Community struggle in Scotland

Community struggle within Scotland has had some setbacks at the beginning of the decade, but is now bouncing back and looks set to once again change the political landscape.

The last four years in Scotland has been one of retreat and stalemate in Scotland’s community struggles.

After the massive victories at the turn of the century – the 2001 Housing Act, won by a massive campaign, involving the (then) powerful national federation of tenants and residents associations, the Scottish Tenants Organisation, led to the guaranteed right of Scottish residents to a social house; campaigners across England and Wales can only dream of such legislation – the government set about crushing the tenants movement. In 2004 the clampdown began. The state set about systematically attacking the tenants movement. At the lowest ebb, the department for the crushing of independent tenants organisation and the total privatisation of council housing (“Communities Scotland”) was organising ‘unity’ conferences across the country, announcing that ‘the STO was no more’. A wave of stock transfer ballots was set in motion.

Everything seemed to be lost. The New Labour Scottish Executive was tooling up central government, through Community Planning Partnership agreements, to force councils to privatise municipal services faster. Central government noting that neo-liberal rhetoric did not match up to reality unleashed “People and Place”, announcing that “Scotland [was] open for Business.” Glasgow (with the largest concentration of social housing in Europe), had already moved into phase one of the plan – council housing being turned over to stock transfer landlord the GHA. Edinburgh remained, and, it was hoped, the rest would follow.

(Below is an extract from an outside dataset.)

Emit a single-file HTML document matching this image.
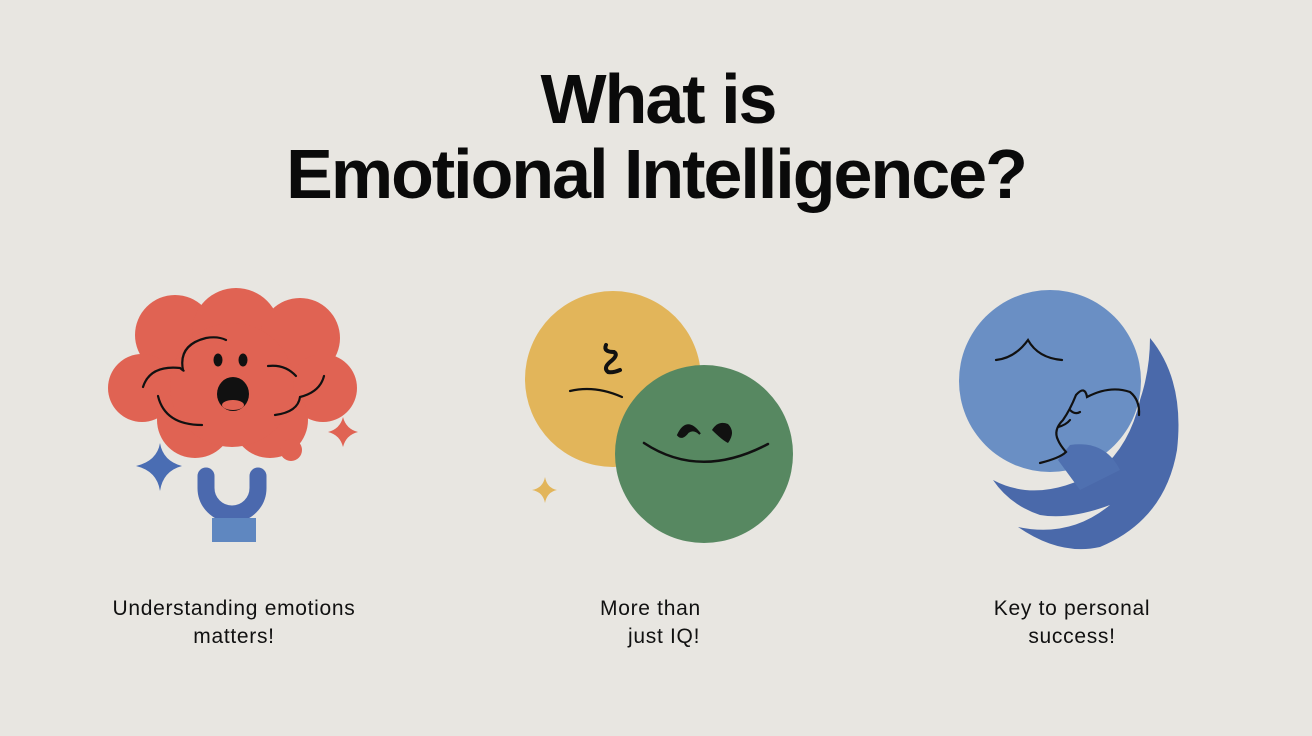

Until a grassroots political earthquake took place.

At the end of the year in 2006, Edinburgh tenants voted no to stock transfer. Despite the failure of the local tenants federation to fully back the campaign, maverick tenants campaigners, running a low key, grassroots campaign, which was based around solid groundwork, talking to tenants, explaining the issues, and working steadily to reverse and undermine the multi-million pound state propaganda machine, was able to strike a hammer blow to the process of stock transfer.

The response of the ruling political class in Scotland was as immediate as it was shocked an confused. A conference was called, where the unthinkable was to be countenanced. Wholesale stocktransfer was on the rocks. Was there another solution? What about ALMOs? How could they privatise social housing when tenants could turn around and vote “NO!” even after the tenants movement had been crushed?

As the crisis talks began, cracks started to emerge in the Scottish Executive. It seemed possible, after the
failure of the GHA to move to second stage transfer, and the increasing dissatisfaction of working people
towards the New Labour project that heads might roll at the top. In the intervening malaise of months that came to follow the Edinburgh vote a quiet process of rebuilding began. New community movements were forged in places as far afield as Glasgow, and Inverness, and more votes began to be won.

Then a series of unexpected events took place. For the first time in history, the SNP became the Government. This was accompanied by the housing crash and credit crunch. The problems capitalism had been storing up since the last big crisis have started to come out. While this inevitably means foreclosures and misery for many, in terms of community politics it can mean that campaigns against gentrification and for more public housing (once the lost causes of the dead and dying left) are becoming winnable struggles. As more victories are racked up the chances of seeing a class movement, whose participants know what it is like to win, and win consecutively and convincingly, has become more than just a dream. It is becoming a reality.

Today as we enter the new political epoch (where the Labour Party can be unthinkably beaten on home soil by the SNP), the STO is recovering from the blows struck by one of the most comprehensive ruling class assaults on tenants organisation in history. Membership is up, and across the country there is a national campaign calling for council housing, investment, debt writeoff, and local organisers are getting their act together. There is also a renewed acceptance that sectional composition of community organisation like the STO needs to change, that we need to build outside of the heartlands of council housing, and try to organise all citizens into powerful community movements.

That process is only beginning to take shape, but for once it looks like the working class may be going on the attack.
In Glasgow today a host of gentrification projects have been shelved – partly due to adverse economic conditions, partly due to widening and deepening community resistance. The programme for developing a federation of residents associations, the programme for developing in effect a ‘section movement’, is now on course. Isn’t it time that across the whole of the UK the working class went on the attack?